AIM OF THE EXERCISE: Will you output all of the data below exactly, omitting the images?

DATA EXTRACT:
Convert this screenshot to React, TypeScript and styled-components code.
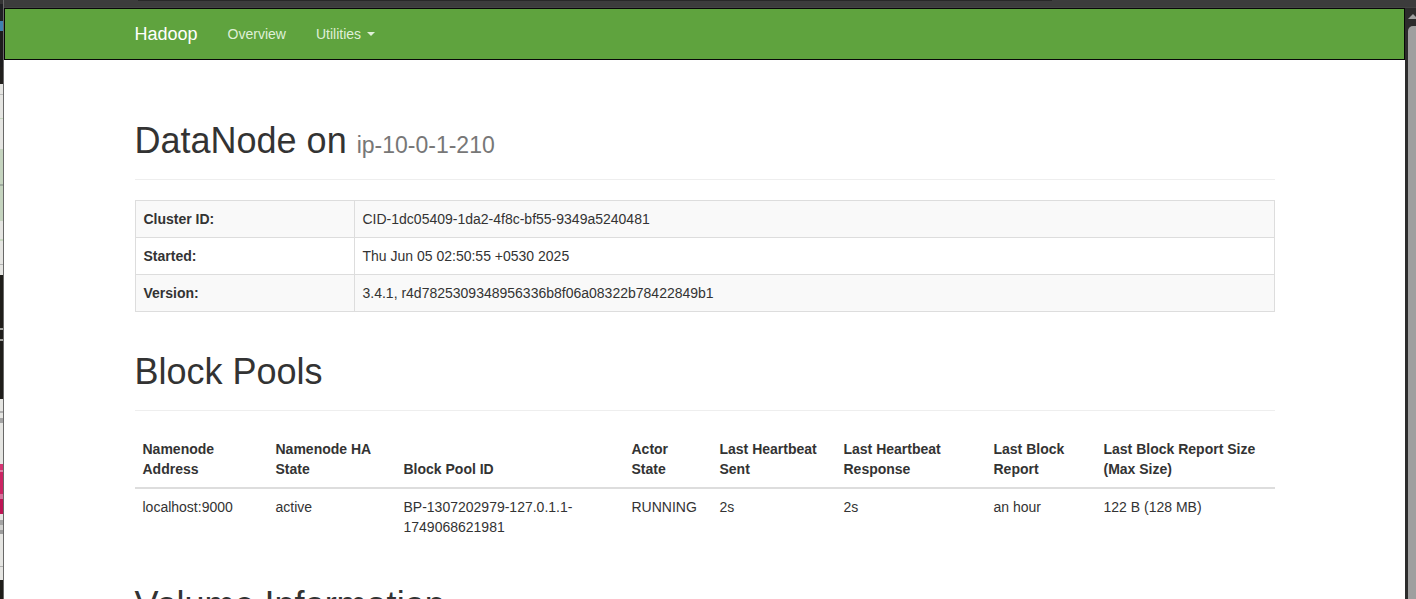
import React from "react";
import styled, { createGlobalStyle } from "styled-components";

const GlobalStyle = createGlobalStyle`
  *, *::before, *::after { box-sizing: border-box; }
  body {
    margin: 0;
    background: #ffffff;
    color: #333333;
    font-family: "Liberation Sans", Arial, sans-serif;
    font-size: 14px;
    line-height: 20px;
  }
`;

const Desktop = styled.div`
  display: flex;
  height: 100vh;
  overflow: hidden;
`;

const Backdrop = styled.div`
  display: flex;
  flex-direction: column;
  flex: 0 0 4px;
  border-right: 1px solid #686868;
`;

const Slice = styled.div<{ $h?: number; $color: string }>`
  flex: ${(p) => (p.$h ? `0 0 ${p.$h}px` : "1 0 0")};
  background: ${(p) => p.$color};
`;

const Window = styled.div`
  display: flex;
  flex-direction: column;
  flex: 1;
  min-width: 0;
`;

const WindowEdge = styled.div`
  flex: 0 0 8px;
  padding: 0 364px 0 134px;
  background: #3c3c3c;
  border-bottom: 1px solid #444444;

  &::before {
    content: "";
    display: block;
    height: 1px;
    background: #282828;
  }
`;

const View = styled.div`
  display: flex;
  flex: 1;
  min-height: 0;
`;

const Page = styled.div`
  flex: 1;
  min-width: 0;
  overflow: hidden;
  background: #ffffff;
`;

const Scrollbar = styled.div`
  display: flex;
  flex-direction: column;
  flex: 0 0 11px;
  padding: 6px 0 0 3px;
  overflow: hidden;
  background: #2c2c2c;
`;

const ScrollArrow = styled.svg`
  flex: none;
  display: block;
  margin-bottom: 7px;
`;

const ScrollThumb = styled.div`
  flex: 1;
  width: 14px;
  border-radius: 5px 5px 0 0;
  background: #9f9f9f;
`;

const Container = styled.div`
  max-width: 1170px;
  margin: 0 auto;
  padding: 0 15px;
`;

const Navbar = styled.header`
  background: #5fa33e;
  border: 1px solid #080808;
`;

const NavRow = styled(Container)`
  display: flex;
  align-items: center;
  gap: 30px;
  height: 50px;
`;

const Brand = styled.a`
  color: #ffffff;
  font-size: 18px;
  text-decoration: none;
`;

const NavItems = styled.nav`
  display: flex;
  gap: 30px;
`;

const NavLink = styled.a`
  color: #dff0d8;
  text-decoration: none;
`;

const NavButton = styled.button`
  display: flex;
  align-items: center;
  gap: 6px;
  padding: 0;
  border: 0;
  background: none;
  color: #dff0d8;
  font: inherit;
`;

const Caret = styled.span`
  border-top: 4px solid currentColor;
  border-left: 4px solid transparent;
  border-right: 4px solid transparent;
`;

const Content = styled(Container).attrs({ as: "main" })`
  padding-top: 61px;
`;

const Heading = styled.h1`
  margin: 0 0 20px;
  padding-bottom: 19px;
  border-bottom: 1px solid #eeeeee;
  font-size: 36px;
  font-weight: 500;
  line-height: 39px;

  table + & {
    margin-top: 40px;
  }
`;

const Host = styled.small`
  color: #777777;
  font-size: 23px;
  font-weight: 400;
  line-height: 1;
`;

const DataTable = styled.table`
  width: 100%;
  table-layout: fixed;
  border-collapse: collapse;

  th,
  td {
    padding: 8px;
    text-align: left;
    vertical-align: top;
  }
`;

const InfoTable = styled(DataTable)`
  th,
  td {
    border: 1px solid #dddddd;
  }

  th {
    width: 219px;
  }

  tr:nth-child(odd) {
    background: #f9f9f9;
  }
`;

const PoolTable = styled(DataTable)`
  thead th {
    vertical-align: bottom;
    border-bottom: 2px solid #dddddd;
  }
`;

const Col = styled.col<{ $w: number }>`
  width: ${(p) => p.$w}px;
`;

const slices: [number, string][] = [
  [4, "#343434"],
  [17, "#202124"],
  [10, "#3f80b0"],
  [36, "#1d1d1d"],
  [17, "#211f1c"],
  [10, "#e5e5e2"],
  [1, "#bcbcbc"],
  [23, "#e5e5e2"],
  [1, "#c4d6bd"],
  [30, "#e5e5e2"],
  [35, "#c5d4bf"],
  [2, "#a0aca0"],
  [35, "#c5d4bf"],
  [18, "#e5e5e2"],
  [2, "#c7d8c0"],
  [23, "#e5e5e2"],
  [1, "#b4b4b4"],
  [10, "#e5e5e2"],
  [53, "#1f1d1a"],
  [2, "#a0a09c"],
  [9, "#1f1d1a"],
  [2, "#a0a09c"],
  [58, "#1f1d1a"],
  [12, "#e5e5e2"],
  [2, "#b0b0b0"],
  [5, "#e5e5e2"],
  [5, "#a4a4a4"],
  [41, "#e5e5e2"],
  [6, "#d63372"],
  [2, "#dd80a4"],
  [22, "#cc2463"],
  [5, "#d6709a"],
  [15, "#bd1454"],
  [6, "#e5e5e2"],
  [5, "#a4a4a4"],
  [5, "#d0d0ce"],
  [4, "#9c9c9c"],
  [32, "#e5e5e2"],
  [1, "#b0b0b0"],
  [13, "#e5e5e2"],
];

const info = [
  ["Cluster ID:", "CID-1dc05409-1da2-4f8c-bf55-9349a5240481"],
  ["Started:", "Thu Jun 05 02:50:55 +0530 2025"],
  ["Version:", "3.4.1, r4d7825309348956336b8f06a08322b78422849b1"],
];

const pools = [
  { title: "Namenode Address", width: 133, value: "localhost:9000" },
  { title: "Namenode HA State", width: 128, value: "active" },
  { title: "Block Pool ID", width: 228, value: "BP-1307202979-127.0.1.1-1749068621981" },
  { title: "Actor State", width: 88, value: "RUNNING" },
  { title: "Last Heartbeat Sent", width: 124, value: "2s" },
  { title: "Last Heartbeat Response", width: 150, value: "2s" },
  { title: "Last Block Report", width: 110, value: "an hour" },
  { title: "Last Block Report Size (Max Size)", width: 179, value: "122 B (128 MB)" },
];

export default function App() {
  return (
    <Desktop>
      <GlobalStyle />
      <Backdrop aria-hidden="true">
        {slices.map(([h, color], i) => (
          <Slice key={i} $h={h} $color={color} />
        ))}
        <Slice $color="#1f1d1a" />
      </Backdrop>
      <Window>
        <WindowEdge />
        <View>
          <Page>
            <Navbar>
              <NavRow>
                <Brand href="#">Hadoop</Brand>
                <NavItems>
                  <NavLink href="#overview">Overview</NavLink>
                  <NavButton type="button" aria-haspopup="menu">
                    Utilities <Caret />
                  </NavButton>
                </NavItems>
              </NavRow>
            </Navbar>
            <Content>
              <Heading>
                DataNode on <Host>ip-10-0-1-210</Host>
              </Heading>
              <InfoTable>
                <tbody>
                  {info.map(([name, value]) => (
                    <tr key={name}>
                      <th scope="row">{name}</th>
                      <td>{value}</td>
                    </tr>
                  ))}
                </tbody>
              </InfoTable>
              <Heading>Block Pools</Heading>
              <PoolTable>
                <colgroup>
                  {pools.map((p) => (
                    <Col key={p.title} $w={p.width} />
                  ))}
                </colgroup>
                <thead>
                  <tr>
                    {pools.map((p) => (
                      <th key={p.title} scope="col">{p.title}</th>
                    ))}
                  </tr>
                </thead>
                <tbody>
                  <tr>
                    {pools.map((p) => (
                      <td key={p.title}>{p.value}</td>
                    ))}
                  </tr>
                </tbody>
              </PoolTable>
              <Heading>Volume Information</Heading>
            </Content>
          </Page>
          <Scrollbar aria-hidden="true">
            <ScrollArrow width="10" height="5" viewBox="0 0 10 5">
              <path d="M0 5 L5 0 L10 5 Z" fill="#9f9f9f" />
            </ScrollArrow>
            <ScrollThumb />
          </Scrollbar>
        </View>
      </Window>
    </Desktop>
  );
}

RESPONSE FOR THIS EXERCISE:
Convert this screenshot to React, TypeScript and styled-components code.
import React from "react";
import styled, { createGlobalStyle } from "styled-components";

const GlobalStyle = createGlobalStyle`
  *, *::before, *::after { box-sizing: border-box; }
  body {
    margin: 0;
    background: #ffffff;
    color: #333333;
    font-family: "Liberation Sans", Arial, sans-serif;
    font-size: 14px;
    line-height: 20px;
  }
`;

const Desktop = styled.div`
  display: flex;
  height: 100vh;
  overflow: hidden;
`;

const Backdrop = styled.div`
  display: flex;
  flex-direction: column;
  flex: 0 0 4px;
  border-right: 1px solid #686868;
`;

const Slice = styled.div<{ $h?: number; $color: string }>`
  flex: ${(p) => (p.$h ? `0 0 ${p.$h}px` : "1 0 0")};
  background: ${(p) => p.$color};
`;

const Window = styled.div`
  display: flex;
  flex-direction: column;
  flex: 1;
  min-width: 0;
`;

const WindowEdge = styled.div`
  flex: 0 0 8px;
  padding: 0 364px 0 134px;
  background: #3c3c3c;
  border-bottom: 1px solid #444444;

  &::before {
    content: "";
    display: block;
    height: 1px;
    background: #282828;
  }
`;

const View = styled.div`
  display: flex;
  flex: 1;
  min-height: 0;
`;

const Page = styled.div`
  flex: 1;
  min-width: 0;
  overflow: hidden;
  background: #ffffff;
`;

const Scrollbar = styled.div`
  display: flex;
  flex-direction: column;
  flex: 0 0 11px;
  padding: 6px 0 0 3px;
  overflow: hidden;
  background: #2c2c2c;
`;

const ScrollArrow = styled.svg`
  flex: none;
  display: block;
  margin-bottom: 7px;
`;

const ScrollThumb = styled.div`
  flex: 1;
  width: 14px;
  border-radius: 5px 5px 0 0;
  background: #9f9f9f;
`;

const Container = styled.div`
  max-width: 1170px;
  margin: 0 auto;
  padding: 0 15px;
`;

const Navbar = styled.header`
  background: #5fa33e;
  border: 1px solid #080808;
`;

const NavRow = styled(Container)`
  display: flex;
  align-items: center;
  gap: 30px;
  height: 50px;
`;

const Brand = styled.a`
  color: #ffffff;
  font-size: 18px;
  text-decoration: none;
`;

const NavItems = styled.nav`
  display: flex;
  gap: 30px;
`;

const NavLink = styled.a`
  color: #dff0d8;
  text-decoration: none;
`;

const NavButton = styled.button`
  display: flex;
  align-items: center;
  gap: 6px;
  padding: 0;
  border: 0;
  background: none;
  color: #dff0d8;
  font: inherit;
`;

const Caret = styled.span`
  border-top: 4px solid currentColor;
  border-left: 4px solid transparent;
  border-right: 4px solid transparent;
`;

const Content = styled(Container).attrs({ as: "main" })`
  padding-top: 61px;
`;

const Heading = styled.h1`
  margin: 0 0 20px;
  padding-bottom: 19px;
  border-bottom: 1px solid #eeeeee;
  font-size: 36px;
  font-weight: 500;
  line-height: 39px;

  table + & {
    margin-top: 40px;
  }
`;

const Host = styled.small`
  color: #777777;
  font-size: 23px;
  font-weight: 400;
  line-height: 1;
`;

const DataTable = styled.table`
  width: 100%;
  table-layout: fixed;
  border-collapse: collapse;

  th,
  td {
    padding: 8px;
    text-align: left;
    vertical-align: top;
  }
`;

const InfoTable = styled(DataTable)`
  th,
  td {
    border: 1px solid #dddddd;
  }

  th {
    width: 219px;
  }

  tr:nth-child(odd) {
    background: #f9f9f9;
  }
`;

const PoolTable = styled(DataTable)`
  thead th {
    vertical-align: bottom;
    border-bottom: 2px solid #dddddd;
  }
`;

const Col = styled.col<{ $w: number }>`
  width: ${(p) => p.$w}px;
`;

const slices: [number, string][] = [
  [4, "#343434"],
  [17, "#202124"],
  [10, "#3f80b0"],
  [36, "#1d1d1d"],
  [17, "#211f1c"],
  [10, "#e5e5e2"],
  [1, "#bcbcbc"],
  [23, "#e5e5e2"],
  [1, "#c4d6bd"],
  [30, "#e5e5e2"],
  [35, "#c5d4bf"],
  [2, "#a0aca0"],
  [35, "#c5d4bf"],
  [18, "#e5e5e2"],
  [2, "#c7d8c0"],
  [23, "#e5e5e2"],
  [1, "#b4b4b4"],
  [10, "#e5e5e2"],
  [53, "#1f1d1a"],
  [2, "#a0a09c"],
  [9, "#1f1d1a"],
  [2, "#a0a09c"],
  [58, "#1f1d1a"],
  [12, "#e5e5e2"],
  [2, "#b0b0b0"],
  [5, "#e5e5e2"],
  [5, "#a4a4a4"],
  [41, "#e5e5e2"],
  [6, "#d63372"],
  [2, "#dd80a4"],
  [22, "#cc2463"],
  [5, "#d6709a"],
  [15, "#bd1454"],
  [6, "#e5e5e2"],
  [5, "#a4a4a4"],
  [5, "#d0d0ce"],
  [4, "#9c9c9c"],
  [32, "#e5e5e2"],
  [1, "#b0b0b0"],
  [13, "#e5e5e2"],
];

const info = [
  ["Cluster ID:", "CID-1dc05409-1da2-4f8c-bf55-9349a5240481"],
  ["Started:", "Thu Jun 05 02:50:55 +0530 2025"],
  ["Version:", "3.4.1, r4d7825309348956336b8f06a08322b78422849b1"],
];

const pools = [
  { title: "Namenode Address", width: 133, value: "localhost:9000" },
  { title: "Namenode HA State", width: 128, value: "active" },
  { title: "Block Pool ID", width: 228, value: "BP-1307202979-127.0.1.1-1749068621981" },
  { title: "Actor State", width: 88, value: "RUNNING" },
  { title: "Last Heartbeat Sent", width: 124, value: "2s" },
  { title: "Last Heartbeat Response", width: 150, value: "2s" },
  { title: "Last Block Report", width: 110, value: "an hour" },
  { title: "Last Block Report Size (Max Size)", width: 179, value: "122 B (128 MB)" },
];

export default function App() {
  return (
    <Desktop>
      <GlobalStyle />
      <Backdrop aria-hidden="true">
        {slices.map(([h, color], i) => (
          <Slice key={i} $h={h} $color={color} />
        ))}
        <Slice $color="#1f1d1a" />
      </Backdrop>
      <Window>
        <WindowEdge />
        <View>
          <Page>
            <Navbar>
              <NavRow>
                <Brand href="#">Hadoop</Brand>
                <NavItems>
                  <NavLink href="#overview">Overview</NavLink>
                  <NavButton type="button" aria-haspopup="menu">
                    Utilities <Caret />
                  </NavButton>
                </NavItems>
              </NavRow>
            </Navbar>
            <Content>
              <Heading>
                DataNode on <Host>ip-10-0-1-210</Host>
              </Heading>
              <InfoTable>
                <tbody>
                  {info.map(([name, value]) => (
                    <tr key={name}>
                      <th scope="row">{name}</th>
                      <td>{value}</td>
                    </tr>
                  ))}
                </tbody>
              </InfoTable>
              <Heading>Block Pools</Heading>
              <PoolTable>
                <colgroup>
                  {pools.map((p) => (
                    <Col key={p.title} $w={p.width} />
                  ))}
                </colgroup>
                <thead>
                  <tr>
                    {pools.map((p) => (
                      <th key={p.title} scope="col">{p.title}</th>
                    ))}
                  </tr>
                </thead>
                <tbody>
                  <tr>
                    {pools.map((p) => (
                      <td key={p.title}>{p.value}</td>
                    ))}
                  </tr>
                </tbody>
              </PoolTable>
              <Heading>Volume Information</Heading>
            </Content>
          </Page>
          <Scrollbar aria-hidden="true">
            <ScrollArrow width="10" height="5" viewBox="0 0 10 5">
              <path d="M0 5 L5 0 L10 5 Z" fill="#9f9f9f" />
            </ScrollArrow>
            <ScrollThumb />
          </Scrollbar>
        </View>
      </Window>
    </Desktop>
  );
}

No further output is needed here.